▶ **Data block**:

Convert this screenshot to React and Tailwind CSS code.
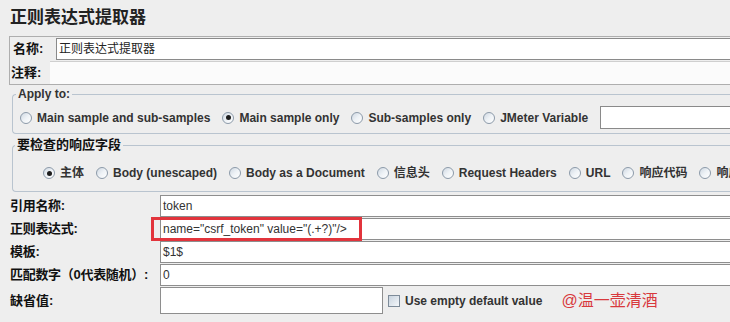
const FONT = "font-['Liberation_Sans','Noto_Sans_CJK_SC',sans-serif]";

function Radio({ on }) {
  return (
    <span className="flex h-[12px] w-[12px] shrink-0 items-center justify-center rounded-full border border-[#8c9aa9] bg-linear-to-br from-[#cfd8e2] via-[#eef2f6] to-white">
      {on && <span className="h-[5px] w-[5px] rounded-full bg-[#1c1c1c]" />}
    </span>
  );
}

function Option({ on, children }) {
  return (
    <label className="flex items-center gap-[5px] whitespace-nowrap text-[12px] font-bold text-[#333]">
      <Radio on={on} />
      {children}
    </label>
  );
}

function FieldRow({ label, value, h = 'h-[22px]', children }) {
  return (
    <div className={`relative flex ${h} items-stretch`}>
      <div className="flex w-[160px] shrink-0 items-center whitespace-nowrap pl-[10px] text-[13px] font-bold tracking-[-0.3px] text-[#111]">{label}</div>
      <div className="flex flex-1 items-center border-y border-l border-[#8e8e8e] bg-white pl-[2px] text-[12px] text-[#333]">
        {value}
      </div>
      {children}
    </div>
  );
}

export default function App() {
  return (
    <div className={`h-[322px] w-[730px] overflow-hidden bg-[#eeeeee] ${FONT}`}>
      {/* Title */}
      <div className="h-[36px] pl-[10px] pt-[8px] text-[17px] font-bold leading-[20px] text-[#222]">正则表达式提取器</div>

      {/* Name / comment */}
      <div className="ml-[9px] border-y border-l border-[#aeaeae] pt-[1px]">
        <div className="flex h-[22px]">
          <div className="flex w-[46px] items-center pl-[3px] text-[13px] font-bold text-[#111]">名称:</div>
          <div className="flex flex-1 items-center border-y border-l border-[#8a8a8a] bg-white pl-[2px] text-[12px] text-[#222]">
            正则表达式提取器
          </div>
        </div>
        <div className="mt-[1px] flex h-[23px]">
          <div className="flex w-[40px] items-center pl-[1px] text-[13px] font-bold text-[#111]">注释:</div>
          <div className="flex-1 border-t border-[#cfcfcf] bg-[#fbfbfb]" />
        </div>
      </div>

      {/* Apply to */}
      <fieldset className="ml-[12px] mt-[2px] rounded-l-[4px] border border-r-0 border-[#b9c4cf]">
        <legend className="ml-[3px] px-[2px] text-[12px] font-bold leading-[14px] text-[#333]">Apply to:</legend>
        <div className="mb-[4px] mt-[5px] flex h-[23px] items-center gap-[12px] pl-[7px]">
          <Option>Main sample and sub-samples</Option>
          <Option on>Main sample only</Option>
          <Option>Sub-samples only</Option>
          <Option>JMeter Variable</Option>
          <div className="h-[23px] flex-1 border-y border-l border-[#8a8a8a] bg-white" />
        </div>
      </fieldset>

      {/* Field to check */}
      <fieldset className="ml-[12px] mt-[3px] rounded-l-[4px] border border-r-0 border-[#b9c4cf]">
        <legend className="ml-[2px] px-[2px] text-[13px] font-bold leading-[16px] text-[#111]">要检查的响应字段</legend>
        <div className="mb-[8px] mt-[10px] flex h-[20px] items-center gap-[12px] pl-[30px]">
          <Option on>主体</Option>
          <Option>Body (unescaped)</Option>
          <Option>Body as a Document</Option>
          <Option>信息头</Option>
          <Option>Request Headers</Option>
          <Option>URL</Option>
          <Option>响应代码</Option>
          <Option>响应信息</Option>
        </div>
      </fieldset>

      {/* Fields */}
      <div className="mt-[3px] flex flex-col gap-[1px]">
        <FieldRow label="引用名称:" value="token" />
        <FieldRow label="正则表达式:" value={'name="csrf_token" value="(.+?)"/>'}>
          <div className="absolute left-[151px] top-[-1px] h-[24px] w-[211px] border-[3px] border-[#e2343c]" />
        </FieldRow>
        <FieldRow label="模板:" value="$1$" />
        <FieldRow label="匹配数字（0代表随机）:" value="0" />
        <div className="flex h-[27px] items-center">
          <div className="flex h-full w-[160px] shrink-0 items-center pl-[10px] text-[13px] font-bold text-[#111]">缺省值:</div>
          <div className="h-full w-[223px] border border-[#8e8e8e] bg-white" />
          <span className="ml-[5px] h-[12px] w-[12px] border border-[#7d8b99] bg-linear-to-br from-[#c9d4df] to-[#f4f7fa]" />
          <span className="ml-[5px] text-[12px] font-bold text-[#333]">Use empty default value</span>
          <span className="ml-[19px] text-[16px] text-[#d8393d]">@温一壶清酒</span>
        </div>
      </div>
    </div>
  );
}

▶ **Short problem**:
Repeat the listing above exactly, with no pictures.

▶ **In response**:
Convert this screenshot to React and Tailwind CSS code.
const FONT = "font-['Liberation_Sans','Noto_Sans_CJK_SC',sans-serif]";

function Radio({ on }) {
  return (
    <span className="flex h-[12px] w-[12px] shrink-0 items-center justify-center rounded-full border border-[#8c9aa9] bg-linear-to-br from-[#cfd8e2] via-[#eef2f6] to-white">
      {on && <span className="h-[5px] w-[5px] rounded-full bg-[#1c1c1c]" />}
    </span>
  );
}

function Option({ on, children }) {
  return (
    <label className="flex items-center gap-[5px] whitespace-nowrap text-[12px] font-bold text-[#333]">
      <Radio on={on} />
      {children}
    </label>
  );
}

function FieldRow({ label, value, h = 'h-[22px]', children }) {
  return (
    <div className={`relative flex ${h} items-stretch`}>
      <div className="flex w-[160px] shrink-0 items-center whitespace-nowrap pl-[10px] text-[13px] font-bold tracking-[-0.3px] text-[#111]">{label}</div>
      <div className="flex flex-1 items-center border-y border-l border-[#8e8e8e] bg-white pl-[2px] text-[12px] text-[#333]">
        {value}
      </div>
      {children}
    </div>
  );
}

export default function App() {
  return (
    <div className={`h-[322px] w-[730px] overflow-hidden bg-[#eeeeee] ${FONT}`}>
      {/* Title */}
      <div className="h-[36px] pl-[10px] pt-[8px] text-[17px] font-bold leading-[20px] text-[#222]">正则表达式提取器</div>

      {/* Name / comment */}
      <div className="ml-[9px] border-y border-l border-[#aeaeae] pt-[1px]">
        <div className="flex h-[22px]">
          <div className="flex w-[46px] items-center pl-[3px] text-[13px] font-bold text-[#111]">名称:</div>
          <div className="flex flex-1 items-center border-y border-l border-[#8a8a8a] bg-white pl-[2px] text-[12px] text-[#222]">
            正则表达式提取器
          </div>
        </div>
        <div className="mt-[1px] flex h-[23px]">
          <div className="flex w-[40px] items-center pl-[1px] text-[13px] font-bold text-[#111]">注释:</div>
          <div className="flex-1 border-t border-[#cfcfcf] bg-[#fbfbfb]" />
        </div>
      </div>

      {/* Apply to */}
      <fieldset className="ml-[12px] mt-[2px] rounded-l-[4px] border border-r-0 border-[#b9c4cf]">
        <legend className="ml-[3px] px-[2px] text-[12px] font-bold leading-[14px] text-[#333]">Apply to:</legend>
        <div className="mb-[4px] mt-[5px] flex h-[23px] items-center gap-[12px] pl-[7px]">
          <Option>Main sample and sub-samples</Option>
          <Option on>Main sample only</Option>
          <Option>Sub-samples only</Option>
          <Option>JMeter Variable</Option>
          <div className="h-[23px] flex-1 border-y border-l border-[#8a8a8a] bg-white" />
        </div>
      </fieldset>

      {/* Field to check */}
      <fieldset className="ml-[12px] mt-[3px] rounded-l-[4px] border border-r-0 border-[#b9c4cf]">
        <legend className="ml-[2px] px-[2px] text-[13px] font-bold leading-[16px] text-[#111]">要检查的响应字段</legend>
        <div className="mb-[8px] mt-[10px] flex h-[20px] items-center gap-[12px] pl-[30px]">
          <Option on>主体</Option>
          <Option>Body (unescaped)</Option>
          <Option>Body as a Document</Option>
          <Option>信息头</Option>
          <Option>Request Headers</Option>
          <Option>URL</Option>
          <Option>响应代码</Option>
          <Option>响应信息</Option>
        </div>
      </fieldset>

      {/* Fields */}
      <div className="mt-[3px] flex flex-col gap-[1px]">
        <FieldRow label="引用名称:" value="token" />
        <FieldRow label="正则表达式:" value={'name="csrf_token" value="(.+?)"/>'}>
          <div className="absolute left-[151px] top-[-1px] h-[24px] w-[211px] border-[3px] border-[#e2343c]" />
        </FieldRow>
        <FieldRow label="模板:" value="$1$" />
        <FieldRow label="匹配数字（0代表随机）:" value="0" />
        <div className="flex h-[27px] items-center">
          <div className="flex h-full w-[160px] shrink-0 items-center pl-[10px] text-[13px] font-bold text-[#111]">缺省值:</div>
          <div className="h-full w-[223px] border border-[#8e8e8e] bg-white" />
          <span className="ml-[5px] h-[12px] w-[12px] border border-[#7d8b99] bg-linear-to-br from-[#c9d4df] to-[#f4f7fa]" />
          <span className="ml-[5px] text-[12px] font-bold text-[#333]">Use empty default value</span>
          <span className="ml-[19px] text-[16px] text-[#d8393d]">@温一壶清酒</span>
        </div>
      </div>
    </div>
  );
}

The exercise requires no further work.